NEW YORK, May 9 (Reuters) - Alltel Corp.'s AT.N credit spreads will weaken further if the company succumbs to a deal to take it private, however there are several impediments to any deal, including Alltel's relatively high share price.

Private equity firms Providence Equity Partners and The Blackstone Group are teamed up in a bid for the U.S. rural wireless telecoms service provider Alltel, a source familiar with the matter said on Wednesday. For details see [ID:nN09231900].

TPG Capital [TPG.UL] and the private-equity arm of Goldman Sachs Group Inc. (GS.N) are linked up for a bid as well, the Wall Street Journal reported on Wednesday. The Carlyle Group and Kohlberg Kravis Roberts & Co. [KKR.UL] are another group, the paper reported, citing unnamed sources.

"As the likelihood or the possibility of a private equity takeout gains steam there is further downside for spreads," said Leah Pilla, director in high grade TMT research at UBS Securities in Stamford, Connecticut.

The cost to insure the debt of Alltel with credit default swaps rose by around 30 basis points on Wednesday to around 146 basis points, or $146,000 per year for five years to insure $10 million in debt.

Spreads had also widened 15 basis points on Tuesday after an Alltel official cancelled an appearance at an investment conference, sparking speculation a deal may be in the works.

Alltel said on an earnings conference call with analysts in February that its board had met to review options that could involve anything from "balance sheet restructuring to strategic alternatives to operational opportunities." [ID:nN20475130].

"I think strategic investors at this point are becoming less interested just due to the high price of the company," Pilla said. The chance of an LBO occurring may be around 50 percent "but it's tough to say whether or not those private equity investors will balk at the price as well."

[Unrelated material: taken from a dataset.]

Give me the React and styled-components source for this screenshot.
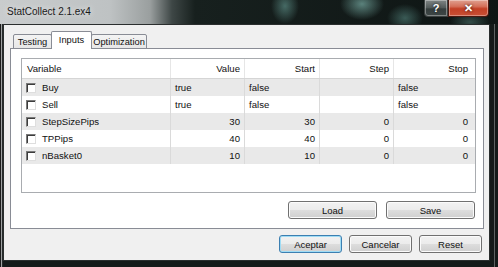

Alltel's stock rose to more than $66 per share on Wednesday, compared with around $60 at the end of the year.

Credit default swaps of Alltel have been volatile since January when they doubled to the 100 basis point area as speculation the company would be targeted in a LBO gained momentum. [ID:nN03569692].

However, "it's not clear how private equity would generate the type of returns they need at Alltel's current stock price and given the types of capital expenditures needed to maintain Alltel's competitiveness in the wireless sector," said Rohit Sethi, director in research at Aladdin Capital in Stamford, Connecticut.

"If they were sold, the best value would be created by selling to another CDMA-based company such as Verizon or Sprint, and right now Verizon is in the best position to consider such an acquisition," Sethi said.

CDMA is a type of network technology. Analysts have named Verizon as a likely potential bidder for Alltel because it would more easily be able to integrate the network than would a company using different technology.

If a sale is not likely Alltel may instead use debt to fund share buybacks or dividend payments to shareholders.

"There is also the possibility that they just do some kind of leveraged recap, which would also be negative (for bondholders), but may not be as negative as an LBO," said UBS' Pilla.

If the company does get acquired in an LBO, Alltel's default swap spreads could widen by at least another 100 basis points, she said.